# start of Given information

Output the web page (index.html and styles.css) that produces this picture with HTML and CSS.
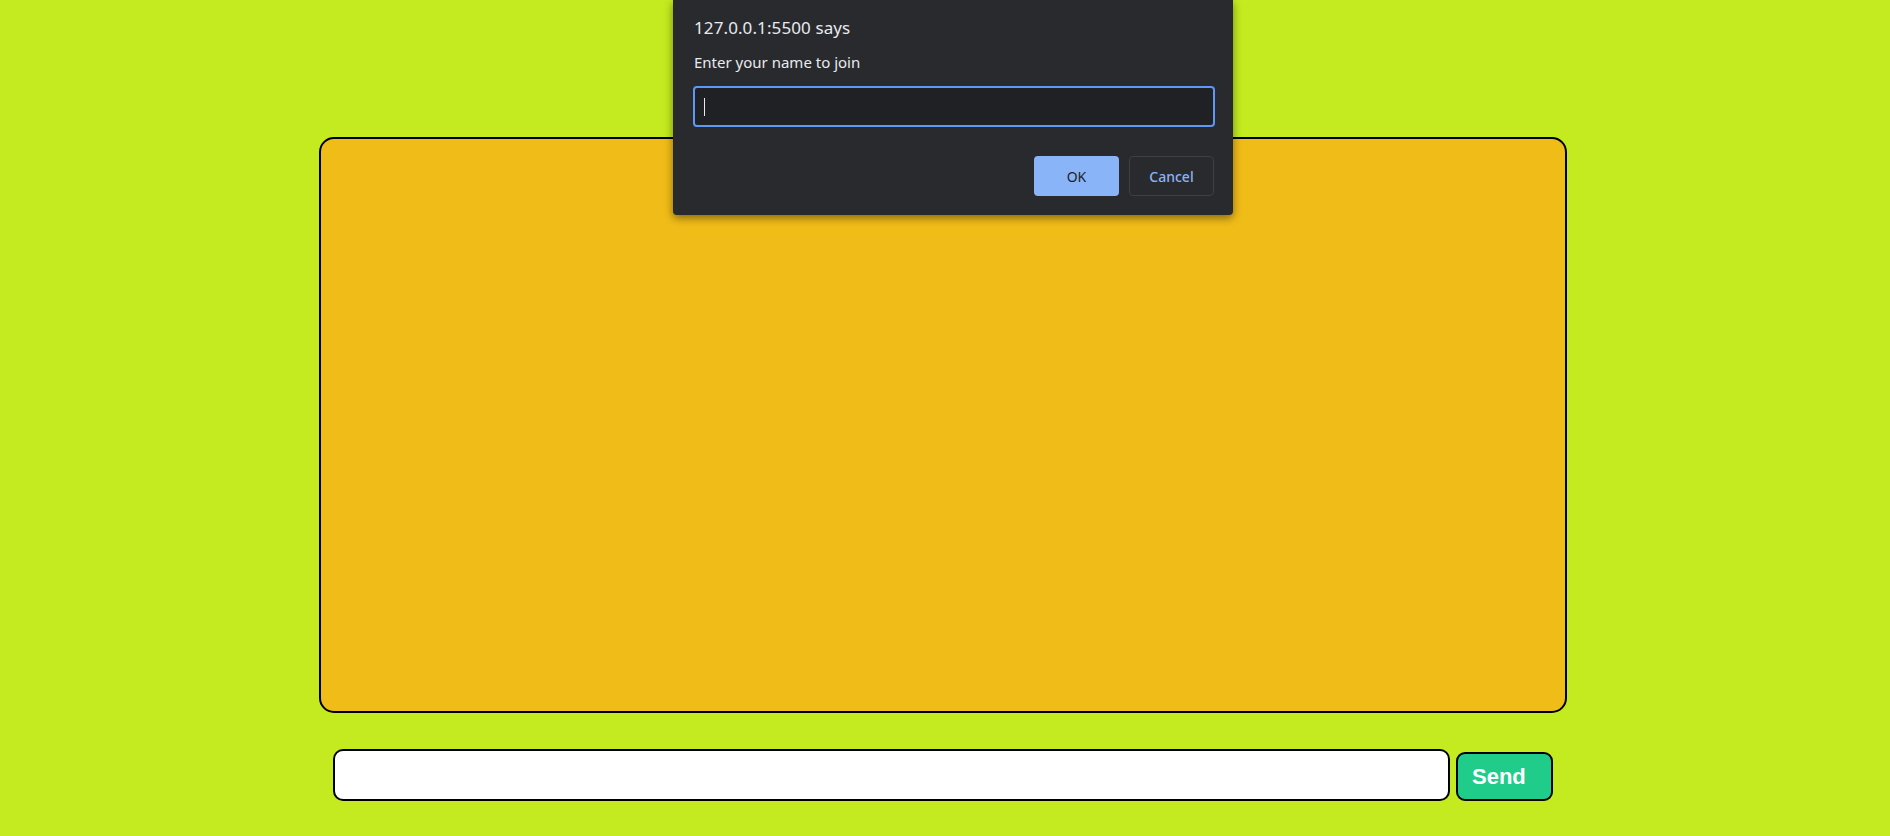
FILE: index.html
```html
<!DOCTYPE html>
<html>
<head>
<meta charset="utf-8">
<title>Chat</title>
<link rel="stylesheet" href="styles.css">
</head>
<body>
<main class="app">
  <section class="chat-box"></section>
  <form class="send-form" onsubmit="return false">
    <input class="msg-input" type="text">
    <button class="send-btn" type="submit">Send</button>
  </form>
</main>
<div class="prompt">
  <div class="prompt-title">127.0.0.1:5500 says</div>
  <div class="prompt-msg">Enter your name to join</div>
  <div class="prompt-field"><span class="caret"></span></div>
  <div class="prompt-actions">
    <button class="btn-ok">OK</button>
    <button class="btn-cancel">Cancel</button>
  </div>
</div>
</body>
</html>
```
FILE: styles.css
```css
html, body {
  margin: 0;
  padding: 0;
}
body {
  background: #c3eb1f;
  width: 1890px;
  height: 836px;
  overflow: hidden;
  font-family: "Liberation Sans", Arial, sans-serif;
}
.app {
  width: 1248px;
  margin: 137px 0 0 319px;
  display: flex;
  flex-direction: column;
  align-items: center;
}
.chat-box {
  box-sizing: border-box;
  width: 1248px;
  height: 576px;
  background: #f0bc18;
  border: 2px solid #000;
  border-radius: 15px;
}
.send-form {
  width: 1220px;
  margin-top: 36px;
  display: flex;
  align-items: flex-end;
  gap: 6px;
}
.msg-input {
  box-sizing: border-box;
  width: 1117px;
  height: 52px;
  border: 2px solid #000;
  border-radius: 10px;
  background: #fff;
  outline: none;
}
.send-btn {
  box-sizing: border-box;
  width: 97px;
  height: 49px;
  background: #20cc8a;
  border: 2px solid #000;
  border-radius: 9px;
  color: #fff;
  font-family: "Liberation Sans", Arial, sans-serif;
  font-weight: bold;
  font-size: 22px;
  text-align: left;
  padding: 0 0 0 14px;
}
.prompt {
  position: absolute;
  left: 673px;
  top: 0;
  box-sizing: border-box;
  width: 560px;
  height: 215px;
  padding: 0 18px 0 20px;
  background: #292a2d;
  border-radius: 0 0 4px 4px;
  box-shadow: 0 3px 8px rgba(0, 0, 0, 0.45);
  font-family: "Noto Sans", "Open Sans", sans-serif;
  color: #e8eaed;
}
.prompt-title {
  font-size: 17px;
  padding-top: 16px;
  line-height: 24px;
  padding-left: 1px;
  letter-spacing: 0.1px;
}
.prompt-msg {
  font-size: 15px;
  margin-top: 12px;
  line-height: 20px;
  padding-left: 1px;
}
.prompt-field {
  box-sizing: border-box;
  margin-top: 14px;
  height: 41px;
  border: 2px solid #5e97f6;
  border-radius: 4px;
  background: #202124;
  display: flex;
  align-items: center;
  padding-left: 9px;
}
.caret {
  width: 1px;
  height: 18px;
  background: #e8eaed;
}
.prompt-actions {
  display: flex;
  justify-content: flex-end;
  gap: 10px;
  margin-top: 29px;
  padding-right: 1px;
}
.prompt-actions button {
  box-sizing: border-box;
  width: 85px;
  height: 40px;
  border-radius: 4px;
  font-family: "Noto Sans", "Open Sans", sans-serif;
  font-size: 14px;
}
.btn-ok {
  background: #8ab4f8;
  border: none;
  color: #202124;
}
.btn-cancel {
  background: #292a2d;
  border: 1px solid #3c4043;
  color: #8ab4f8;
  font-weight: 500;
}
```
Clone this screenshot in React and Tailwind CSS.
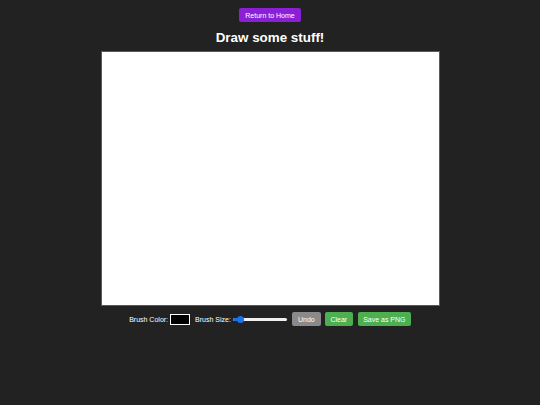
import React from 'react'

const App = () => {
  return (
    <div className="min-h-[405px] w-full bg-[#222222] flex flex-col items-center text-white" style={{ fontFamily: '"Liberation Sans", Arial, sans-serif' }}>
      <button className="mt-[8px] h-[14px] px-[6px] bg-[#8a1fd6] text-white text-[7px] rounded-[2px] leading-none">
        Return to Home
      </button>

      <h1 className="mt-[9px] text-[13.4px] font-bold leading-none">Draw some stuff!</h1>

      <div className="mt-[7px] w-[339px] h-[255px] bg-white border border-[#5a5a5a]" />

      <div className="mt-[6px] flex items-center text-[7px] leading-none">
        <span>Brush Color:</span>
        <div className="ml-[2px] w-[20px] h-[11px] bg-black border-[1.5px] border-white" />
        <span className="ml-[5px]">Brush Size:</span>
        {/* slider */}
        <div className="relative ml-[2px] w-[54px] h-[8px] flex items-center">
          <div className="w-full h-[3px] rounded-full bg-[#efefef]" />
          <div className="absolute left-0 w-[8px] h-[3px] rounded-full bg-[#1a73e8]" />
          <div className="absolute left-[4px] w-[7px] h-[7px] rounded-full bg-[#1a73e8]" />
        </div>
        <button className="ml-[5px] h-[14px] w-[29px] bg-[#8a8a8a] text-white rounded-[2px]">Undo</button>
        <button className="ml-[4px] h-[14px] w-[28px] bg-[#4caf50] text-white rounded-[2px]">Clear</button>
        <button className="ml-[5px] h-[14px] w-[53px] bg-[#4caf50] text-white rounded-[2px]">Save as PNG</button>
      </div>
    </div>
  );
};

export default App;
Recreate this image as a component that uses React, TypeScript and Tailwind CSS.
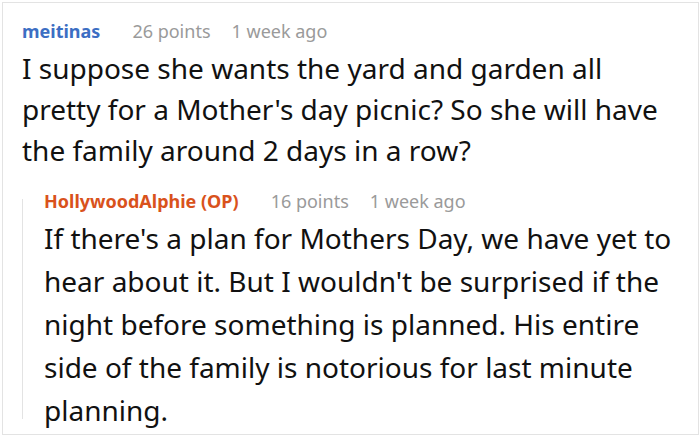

# end of Given information

Problem details: Using the data above, write out every line exactly, leaving the images behind.

Answer for this exercise:
Output the web page (index.html and styles.css) that produces this picture with HTML and CSS.
FILE: index.html
```html
<!DOCTYPE html>
<html>
<head>
<meta charset="utf-8">
<title>Chat</title>
<link rel="stylesheet" href="styles.css">
</head>
<body>
<main class="app">
  <section class="chat-box"></section>
  <form class="send-form" onsubmit="return false">
    <input class="msg-input" type="text">
    <button class="send-btn" type="submit">Send</button>
  </form>
</main>
<div class="prompt">
  <div class="prompt-title">127.0.0.1:5500 says</div>
  <div class="prompt-msg">Enter your name to join</div>
  <div class="prompt-field"><span class="caret"></span></div>
  <div class="prompt-actions">
    <button class="btn-ok">OK</button>
    <button class="btn-cancel">Cancel</button>
  </div>
</div>
</body>
</html>
```
FILE: styles.css
```css
html, body {
  margin: 0;
  padding: 0;
}
body {
  background: #c3eb1f;
  width: 1890px;
  height: 836px;
  overflow: hidden;
  font-family: "Liberation Sans", Arial, sans-serif;
}
.app {
  width: 1248px;
  margin: 137px 0 0 319px;
  display: flex;
  flex-direction: column;
  align-items: center;
}
.chat-box {
  box-sizing: border-box;
  width: 1248px;
  height: 576px;
  background: #f0bc18;
  border: 2px solid #000;
  border-radius: 15px;
}
.send-form {
  width: 1220px;
  margin-top: 36px;
  display: flex;
  align-items: flex-end;
  gap: 6px;
}
.msg-input {
  box-sizing: border-box;
  width: 1117px;
  height: 52px;
  border: 2px solid #000;
  border-radius: 10px;
  background: #fff;
  outline: none;
}
.send-btn {
  box-sizing: border-box;
  width: 97px;
  height: 49px;
  background: #20cc8a;
  border: 2px solid #000;
  border-radius: 9px;
  color: #fff;
  font-family: "Liberation Sans", Arial, sans-serif;
  font-weight: bold;
  font-size: 22px;
  text-align: left;
  padding: 0 0 0 14px;
}
.prompt {
  position: absolute;
  left: 673px;
  top: 0;
  box-sizing: border-box;
  width: 560px;
  height: 215px;
  padding: 0 18px 0 20px;
  background: #292a2d;
  border-radius: 0 0 4px 4px;
  box-shadow: 0 3px 8px rgba(0, 0, 0, 0.45);
  font-family: "Noto Sans", "Open Sans", sans-serif;
  color: #e8eaed;
}
.prompt-title {
  font-size: 17px;
  padding-top: 16px;
  line-height: 24px;
  padding-left: 1px;
  letter-spacing: 0.1px;
}
.prompt-msg {
  font-size: 15px;
  margin-top: 12px;
  line-height: 20px;
  padding-left: 1px;
}
.prompt-field {
  box-sizing: border-box;
  margin-top: 14px;
  height: 41px;
  border: 2px solid #5e97f6;
  border-radius: 4px;
  background: #202124;
  display: flex;
  align-items: center;
  padding-left: 9px;
}
.caret {
  width: 1px;
  height: 18px;
  background: #e8eaed;
}
.prompt-actions {
  display: flex;
  justify-content: flex-end;
  gap: 10px;
  margin-top: 29px;
  padding-right: 1px;
}
.prompt-actions button {
  box-sizing: border-box;
  width: 85px;
  height: 40px;
  border-radius: 4px;
  font-family: "Noto Sans", "Open Sans", sans-serif;
  font-size: 14px;
}
.btn-ok {
  background: #8ab4f8;
  border: none;
  color: #202124;
}
.btn-cancel {
  background: #292a2d;
  border: 1px solid #3c4043;
  color: #8ab4f8;
  font-weight: 500;
}
```
Clone this screenshot in React and Tailwind CSS.
import React from 'react'

const App = () => {
  return (
    <div className="min-h-[405px] w-full bg-[#222222] flex flex-col items-center text-white" style={{ fontFamily: '"Liberation Sans", Arial, sans-serif' }}>
      <button className="mt-[8px] h-[14px] px-[6px] bg-[#8a1fd6] text-white text-[7px] rounded-[2px] leading-none">
        Return to Home
      </button>

      <h1 className="mt-[9px] text-[13.4px] font-bold leading-none">Draw some stuff!</h1>

      <div className="mt-[7px] w-[339px] h-[255px] bg-white border border-[#5a5a5a]" />

      <div className="mt-[6px] flex items-center text-[7px] leading-none">
        <span>Brush Color:</span>
        <div className="ml-[2px] w-[20px] h-[11px] bg-black border-[1.5px] border-white" />
        <span className="ml-[5px]">Brush Size:</span>
        {/* slider */}
        <div className="relative ml-[2px] w-[54px] h-[8px] flex items-center">
          <div className="w-full h-[3px] rounded-full bg-[#efefef]" />
          <div className="absolute left-0 w-[8px] h-[3px] rounded-full bg-[#1a73e8]" />
          <div className="absolute left-[4px] w-[7px] h-[7px] rounded-full bg-[#1a73e8]" />
        </div>
        <button className="ml-[5px] h-[14px] w-[29px] bg-[#8a8a8a] text-white rounded-[2px]">Undo</button>
        <button className="ml-[4px] h-[14px] w-[28px] bg-[#4caf50] text-white rounded-[2px]">Clear</button>
        <button className="ml-[5px] h-[14px] w-[53px] bg-[#4caf50] text-white rounded-[2px]">Save as PNG</button>
      </div>
    </div>
  );
};

export default App;
Recreate this image as a component that uses React, TypeScript and Tailwind CSS.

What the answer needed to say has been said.